Kilka tygodni temu, w sieci pojawiło się nagranie, na którym Ania Świątczak opowiada o swoim życiu bez Boga i nawróceniu, które pomogło jej odnaleźć spokój i szczęście. Piosenkarka wyznała, że zażywała narkotyki, miała myśli samobójcze i doprowadziła do rozpadu swojego małżeństwa z Wiśniewskim:
Miałam bogatego męża, wielki dom. Ta dziura gdzieś pozostała nadal, chyba jednak nieco głębiej schowana. I ta świadomość, że Bóg patrzy na mnie, jak go ranię, jak nie szanuję swojego męża. Po 6 latach moje małżeństwo się rozpadło i to znowu była moja decyzja. (…) Znowu zostałam sama, tyle że z córkami bagażem potwornych doświadczeń duchowych.
Michał z początku nie komentował wyznania wiary byłej żony. W końcu jednak postawił odnieść się do niego w rozmowie z "Super Expressem":
Jestem z niej dumny, bo to wyznanie wiary i to jest bardzo odważne.

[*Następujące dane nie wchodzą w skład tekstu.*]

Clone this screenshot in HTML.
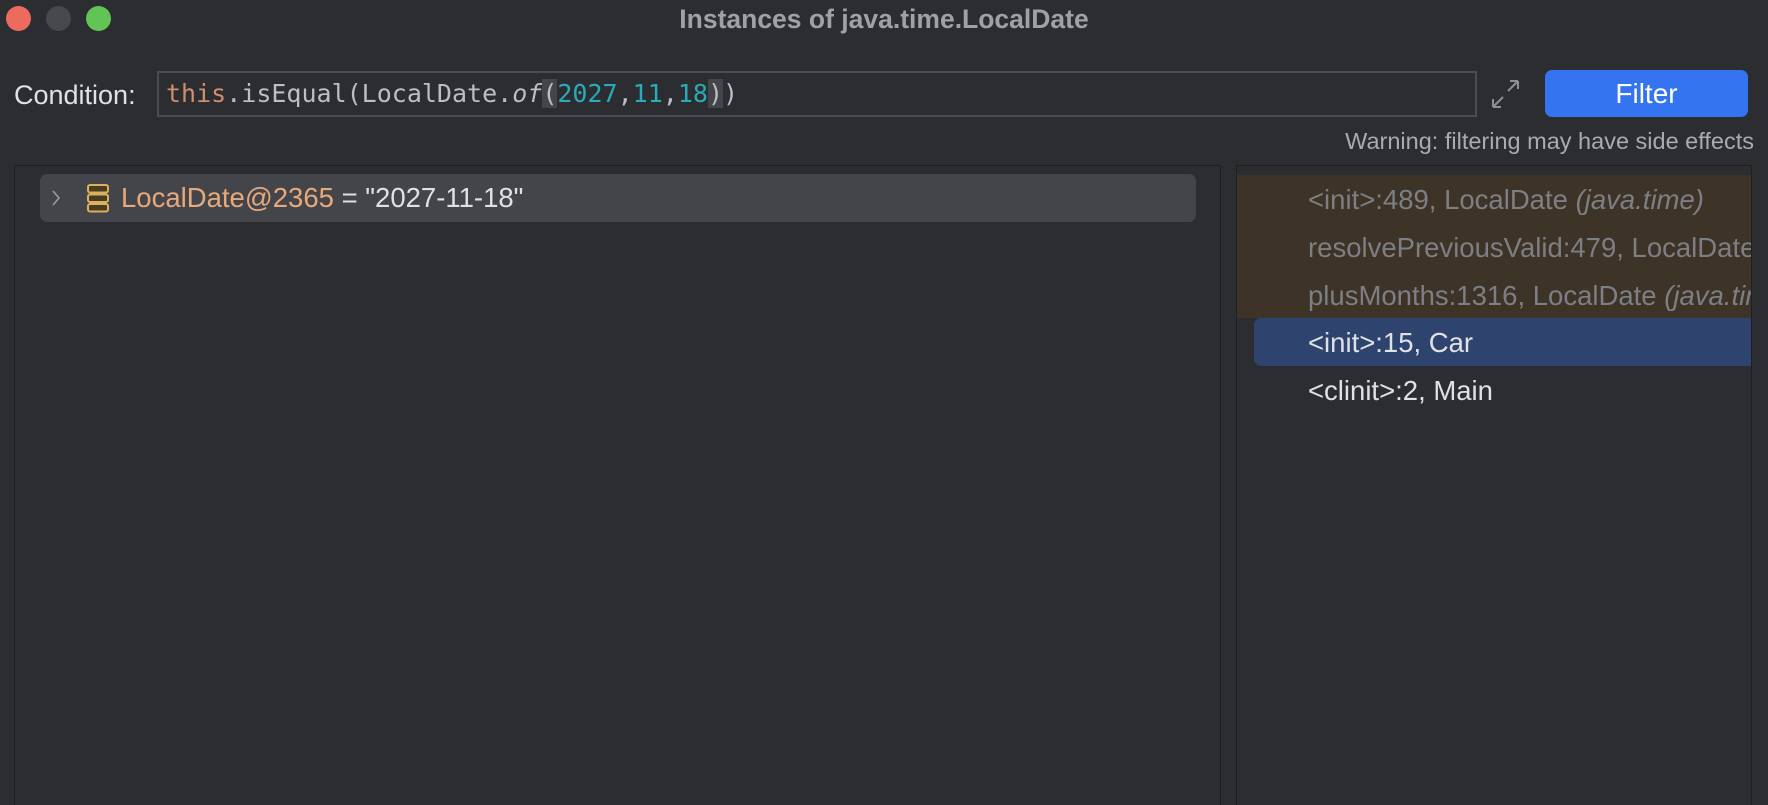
<!DOCTYPE html>
<html><head><meta charset="utf-8"><style>
*{margin:0;padding:0;box-sizing:border-box}
body{width:1768px;height:788px;background:#2b2d30;position:relative;overflow:hidden;font-family:"Liberation Sans",sans-serif;color:#dfe1e5}
.a{position:absolute}
.dot{position:absolute;top:6px;width:25px;height:25px;border-radius:50%}
.mono{font-family:"DejaVu Sans Mono","Liberation Mono",monospace}
.row{position:absolute;left:1308px;font-size:27.5px;line-height:47px;white-space:nowrap}
</style></head><body>
<div class="dot" style="left:6px;background:#ec6a5e"></div>
<div class="dot" style="left:46px;background:#48494c"></div>
<div class="dot" style="left:86px;background:#61c454"></div>
<div class="a" style="left:0;width:1768px;top:3px;text-align:center;font-size:26.5px;font-weight:bold;color:#9fa1a5;line-height:32px">Instances of java.time.LocalDate</div>

<div class="a" style="left:14px;top:78px;font-size:27px;line-height:34px;color:#dfe1e5">Condition:</div>
<div class="a" style="left:157px;top:71px;width:1320px;height:46px;border:2px solid #4a4c50;background:#2b2d30"></div>
<div class="a mono" style="left:166px;top:78px;font-size:25px;line-height:32px;color:#bcbec4;white-space:pre"><span style="color:#cf8e6d">this</span>.isEqual(LocalDate.<i>of</i><span style="background:#43454a">(</span><span style="color:#2aacb8">2027</span>,<span style="color:#2aacb8">11</span>,<span style="color:#2aacb8">18</span><span style="background:#43454a">)</span>)</div>
<svg class="a" style="left:1480px;top:70px" width="50" height="50" viewBox="0 0 50 50" fill="none" stroke="#8c8f94" stroke-width="2"><path d="M13 37L23 27M13 37V29M13 37H21M38 11L28 21M38 11V19M38 11H30"/></svg>
<div class="a" style="left:1545px;top:70px;width:203px;height:47px;background:#3574f0;border-radius:7px;color:#fff;font-size:28px;text-align:center;line-height:47px">Filter</div>
<div class="a" style="right:14px;top:126px;font-size:23.5px;line-height:30px;color:#a8abb0">Warning: filtering may have side effects</div>

<div class="a" style="left:14px;top:165px;width:1207px;height:640px;border:1px solid #1e1f22;border-bottom:none"></div>
<div class="a" style="left:40px;top:174px;width:1156px;height:48px;background:#43454a;border-radius:7px"></div>
<svg class="a" style="left:48px;top:188px" width="16" height="20"><path d="M5 3L11 10L5 17" stroke="#9a9da2" stroke-width="1.6" fill="none"/></svg>
<svg class="a" style="left:86px;top:183px" width="25" height="31" fill="#4a3d22" stroke="#d9b15f" stroke-width="2"><rect x="2" y="2" width="20" height="7.5" rx="2"/><rect x="2" y="11.5" width="20" height="7.5" rx="2"/><rect x="2" y="21" width="20" height="7.5" rx="2"/></svg>
<div class="a" style="left:121px;top:181px;font-size:27.5px;line-height:34px;white-space:nowrap"><span style="color:#e8a97a">LocalDate@2365</span> = "2027-11-18"</div>

<div class="a" style="left:1236px;top:165px;width:516px;height:640px;border:1px solid #1e1f22;border-bottom:none;overflow:hidden">
<div class="a" style="left:0;top:9px;width:520px;height:143px;background:#3d3326"></div>
<div class="a" style="left:17px;top:152px;width:520px;height:48px;background:#2e436e;border-radius:7px"></div>
</div>
<div class="a" style="left:1237px;top:174px;width:514px;height:260px;overflow:hidden">
<div class="row" style="left:71px;top:2px;color:#7c7f85">&lt;init&gt;:489, LocalDate <i>(java.time)</i></div>
<div class="row" style="left:71px;top:50px;color:#7c7f85">resolvePreviousValid:479, LocalDate <i>(java.time)</i></div>
<div class="row" style="left:71px;top:98px;color:#7c7f85">plusMonths:1316, LocalDate <i>(java.time)</i></div>
<div class="row" style="left:71px;top:145px;color:#dfe1e5">&lt;init&gt;:15, Car</div>
<div class="row" style="left:71px;top:193px;color:#dfe1e5">&lt;clinit&gt;:2, Main</div>
</div>
</body></html>
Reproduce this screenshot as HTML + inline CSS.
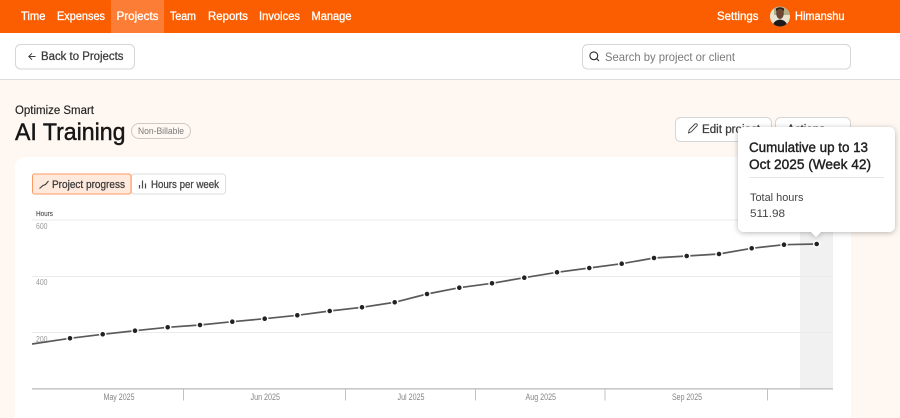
<!DOCTYPE html>
<html lang="en"><head><meta charset="utf-8"><title>AI Training</title>
<style>
html,body{margin:0;padding:0;width:900px;height:418px;overflow:hidden;background:#fff7f1}
svg{display:block}
text{font-family:"Liberation Sans",sans-serif}
.nav{fill:#fff;font-size:12px;stroke:#fff;stroke-width:.32px}
.btn{fill:#3d3d3d;font-size:11.5px;stroke:#3d3d3d;stroke-width:.28px}
.m{fill:#858585;font-size:9px}
.y{fill:#999;font-size:8.5px}
</style></head><body>
<svg width="900" height="418" viewBox="0 0 900 418" xmlns="http://www.w3.org/2000/svg">
<defs>
<filter id="s" x="-20%" y="-20%" width="140%" height="140%"><feDropShadow dx="0" dy="1" stdDeviation="3" flood-color="#000" flood-opacity=".28"/></filter>
<clipPath id="av"><circle cx="780" cy="16.5" r="10"/></clipPath>
</defs>
<rect width="900" height="418" fill="#fff7f1"/>
<!-- top nav -->
<rect width="900" height="33" fill="#fb5e00"/>
<rect x="111" width="53" height="33" fill="#fc7e36"/>
<text class="nav" x="21" y="20" textLength="24.5" lengthAdjust="spacingAndGlyphs">Time</text>
<text class="nav" x="57" y="20" textLength="48" lengthAdjust="spacingAndGlyphs">Expenses</text>
<text class="nav" x="116.5" y="20" textLength="42" lengthAdjust="spacingAndGlyphs">Projects</text>
<text class="nav" x="170" y="20" textLength="26" lengthAdjust="spacingAndGlyphs">Team</text>
<text class="nav" x="208" y="20" textLength="40" lengthAdjust="spacingAndGlyphs">Reports</text>
<text class="nav" x="259" y="20" textLength="41" lengthAdjust="spacingAndGlyphs">Invoices</text>
<text class="nav" x="311.5" y="20" textLength="40" lengthAdjust="spacingAndGlyphs">Manage</text>
<text class="nav" x="717" y="20" textLength="41.5" lengthAdjust="spacingAndGlyphs">Settings</text>
<circle cx="780" cy="16.5" r="10" fill="#e9e4d2"/>
<g clip-path="url(#av)">
<rect x="770" y="6" width="20" height="9" fill="#b3ae88"/>
<rect x="770" y="6" width="4" height="12" fill="#e8e3cf"/>
<ellipse cx="780" cy="13.5" rx="3.8" ry="5.5" fill="#6b4632"/>
<path d="M776 11.5Q780 6 784 11.5L784 8.5Q780 6 776 8.5Z" fill="#2a201b"/>
<path d="M772.5 27Q773 20.5 780 19.5Q787 20.5 787.5 27Z" fill="#1f1b1c"/>
</g>
<text class="nav" x="795" y="20" textLength="49.5" lengthAdjust="spacingAndGlyphs">Himanshu</text>
<!-- sub header -->
<rect y="33" width="900" height="46" fill="#fff"/>
<rect y="79" width="900" height="1" fill="#dcdcdc"/>
<rect x="15.5" y="44.5" width="119" height="24.5" rx="5" fill="#fff" stroke="#d6d6d6"/>
<path d="M35.5 56.5H29M32 53.3L28.8 56.5L32 59.7" fill="none" stroke="#3d3d3d" stroke-width="1"/>
<text class="btn" x="41" y="60" textLength="82.5" lengthAdjust="spacingAndGlyphs">Back to Projects</text>
<rect x="582.5" y="44.5" width="268" height="24.5" rx="5" fill="#fff" stroke="#d6d6d6"/>
<circle cx="593.8" cy="55.8" r="3.9" fill="none" stroke="#2b2b2b" stroke-width="1.1"/>
<path d="M596.7 58.7L599 61" stroke="#2b2b2b" stroke-width="1.1"/>
<text x="605" y="61" font-size="12" fill="#7a7a7a" textLength="130" lengthAdjust="spacingAndGlyphs">Search by project or client</text>
<!-- title -->
<text x="15" y="114" font-size="11.5" fill="#222" stroke="#222" stroke-width=".15" textLength="79" lengthAdjust="spacingAndGlyphs">Optimize Smart</text>
<text x="15" y="140" font-size="24" fill="#161616" stroke="#161616" stroke-width=".45" textLength="110.5" lengthAdjust="spacingAndGlyphs">AI Training</text>
<rect x="131.5" y="123.5" width="59" height="15" rx="7.5" fill="#fff7f1" stroke="#cfc9c4"/>
<text x="138" y="134" font-size="9.5" fill="#7b7b7b" textLength="46" lengthAdjust="spacingAndGlyphs">Non-Billable</text>
<rect x="675.5" y="117.5" width="96" height="24" rx="5" fill="#fff" stroke="#d6d6d6"/>
<path d="M688.5 133L689.3 129.7L695 124Q696.2 123.3 697 124.2Q697.7 125.1 696.8 126L691.2 131.8Z" fill="none" stroke="#3d3d3d" stroke-width=".9"/>
<text class="btn" x="702" y="133" textLength="58" lengthAdjust="spacingAndGlyphs">Edit project</text>
<rect x="775.5" y="117.5" width="75" height="24" rx="5" fill="#fff" stroke="#d6d6d6"/>
<text class="btn" x="787" y="133" textLength="38" lengthAdjust="spacingAndGlyphs">Actions</text>
<!-- card -->
<path d="M15 418V167a10 10 0 0 1 10-10H851V418Z" fill="#fff"/>
<!-- toggle -->
<rect x="131.5" y="174" width="94" height="20" rx="3" fill="#fff" stroke="#dcdcdc"/>
<rect x="32.5" y="174" width="98.5" height="20" rx="2" fill="#ffe9dc" stroke="#fb9a63"/>
<path d="M39.5 188.5L43 185.5L45.5 184.5L48.5 181" fill="none" stroke="#3a3a3a" stroke-width="1.1"/>
<text class="btn" x="52" y="188" textLength="73" lengthAdjust="spacingAndGlyphs" style="font-size:11px">Project progress</text>
<path d="M139.5 188.5V185M142.5 188.5V180.5M145.5 188.5V183.5" fill="none" stroke="#4a4a4a" stroke-width="1.2"/>
<text class="btn" x="151" y="188" textLength="68" lengthAdjust="spacingAndGlyphs" style="font-size:11px;fill:#444;stroke:#444">Hours per week</text>
<!-- chart -->
<text x="36" y="216" font-size="7" fill="#555" stroke="#555" stroke-width=".15" textLength="17" lengthAdjust="spacingAndGlyphs">Hours</text>
<rect x="800" y="220" width="33" height="168" fill="#f1f1f1"/>
<path d="M32 220H833M32 276.5H833M32 332.5H833" stroke="#ebebeb" stroke-width="1" fill="none"/>
<text class="y" x="36" y="229" textLength="11.5" lengthAdjust="spacingAndGlyphs">600</text>
<text class="y" x="36" y="285" textLength="11.5" lengthAdjust="spacingAndGlyphs">400</text>
<rect x="34" y="334" width="15" height="9" fill="#fff"/>
<text class="y" x="36" y="342" textLength="11.5" lengthAdjust="spacingAndGlyphs">200</text>
<rect x="32" y="388" width="801" height="1.6" fill="#c8c8c8"/>
<path d="M183.5 389V400.5M345.5 389V400.5M475.5 389V400.5M605 389V400.5M767.5 389V400.5" stroke="#b5b5b5" stroke-width=".8" fill="none"/>
<text class="m" x="103.5" y="400" textLength="31" lengthAdjust="spacingAndGlyphs">May 2025</text>
<text class="m" x="250.5" y="400" textLength="29.5" lengthAdjust="spacingAndGlyphs">Jun 2025</text>
<text class="m" x="397.5" y="400" textLength="27" lengthAdjust="spacingAndGlyphs">Jul 2025</text>
<text class="m" x="525.5" y="400" textLength="30.5" lengthAdjust="spacingAndGlyphs">Aug 2025</text>
<text class="m" x="672" y="400" textLength="30" lengthAdjust="spacingAndGlyphs">Sep 2025</text>
<polyline points="32,344 70,338.3 102.7,334.3 135,330.7 167.7,327.3 200,325 232.3,321.7 264.7,318.7 297.3,315.3 329.7,311 362,307.3 394.7,302.3 427,294 459.3,287.7 492,283.3 524.3,277.7 557,272.3 589.3,268 621.7,263.7 654,258 686.7,256 719,254 751.7,248.3 784,244.7 816.7,244" fill="none" stroke="#5a5a5a" stroke-width="1.7"/>
<g fill="#222" stroke="#fff" stroke-width="1.4">
<circle cx="70" cy="338.3" r="3"/><circle cx="102.7" cy="334.3" r="3"/><circle cx="135" cy="330.7" r="3"/><circle cx="167.7" cy="327.3" r="3"/><circle cx="200" cy="325" r="3"/><circle cx="232.3" cy="321.7" r="3"/><circle cx="264.7" cy="318.7" r="3"/><circle cx="297.3" cy="315.3" r="3"/><circle cx="329.7" cy="311" r="3"/><circle cx="362" cy="307.3" r="3"/><circle cx="394.7" cy="302.3" r="3"/><circle cx="427" cy="294" r="3"/><circle cx="459.3" cy="287.7" r="3"/><circle cx="492" cy="283.3" r="3"/><circle cx="524.3" cy="277.7" r="3"/><circle cx="557" cy="272.3" r="3"/><circle cx="589.3" cy="268" r="3"/><circle cx="621.7" cy="263.7" r="3"/><circle cx="654" cy="258" r="3"/><circle cx="686.7" cy="256" r="3"/><circle cx="719" cy="254" r="3"/><circle cx="751.7" cy="248.3" r="3"/><circle cx="784" cy="244.7" r="3"/><circle cx="816.7" cy="244" r="3"/>
</g>
<!-- tooltip -->
<path filter="url(#s)" d="M744 127H889a6 6 0 0 1 6 6V226a6 6 0 0 1-6 6H821L816 237L811 232H744a6 6 0 0 1-6-6V133a6 6 0 0 1 6-6Z" fill="#fff"/>
<text x="749" y="152" font-size="13.5" fill="#1f1f1f" textLength="119" lengthAdjust="spacingAndGlyphs" stroke="#1f1f1f" stroke-width=".4">Cumulative up to 13</text>
<text x="749" y="169" font-size="13.5" fill="#1f1f1f" textLength="122" lengthAdjust="spacingAndGlyphs" stroke="#1f1f1f" stroke-width=".4">Oct 2025 (Week 42)</text>
<rect x="749" y="177" width="135" height="1" fill="#e6e6e6"/>
<text x="750" y="201" font-size="11" fill="#444" textLength="53.5" lengthAdjust="spacingAndGlyphs">Total hours</text>
<text x="750" y="217" font-size="11" fill="#444" textLength="35" lengthAdjust="spacingAndGlyphs">511.98</text>
</svg>
</body></html>
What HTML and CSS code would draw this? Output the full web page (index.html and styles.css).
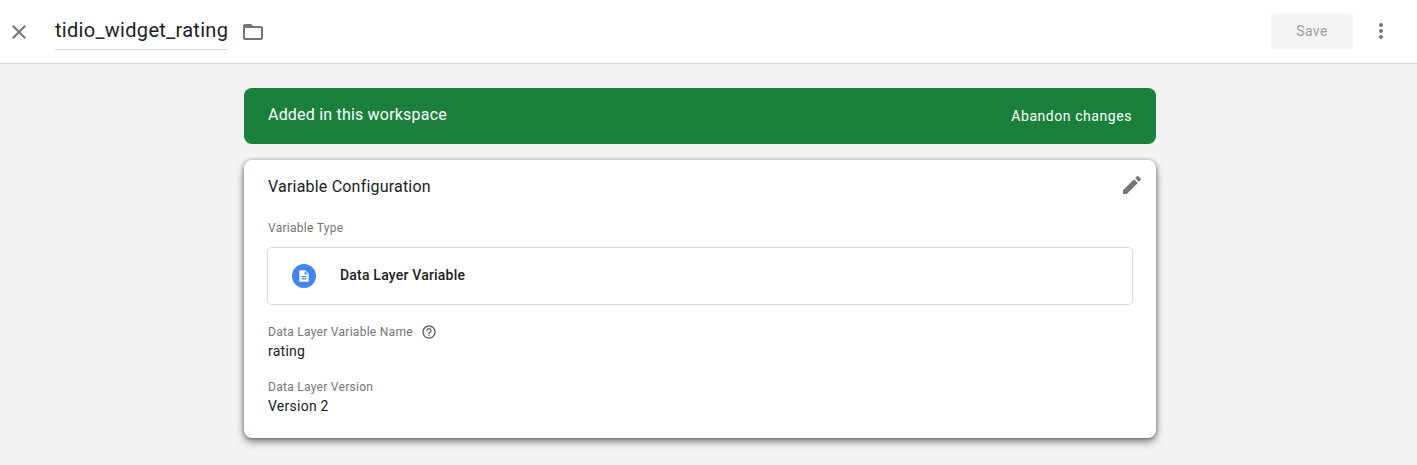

Wiedziałem o wszystkich jej rozterkach, także o tym, że chciała się zabić. Jestem mile zaskoczony, że się do tego przyznała. Dzisiaj żyje w szczęściu, zdrowiu, wychowuje nasze dzieci i to jest ważne - powiedział w rozmowie z tabloidem.
Wszystko wskazuje na to, że Wiśniewski, który dotychczas często prowadził wojny z byłymi żonami, w końcu zdołał ułożyć sobie z nimi relacje.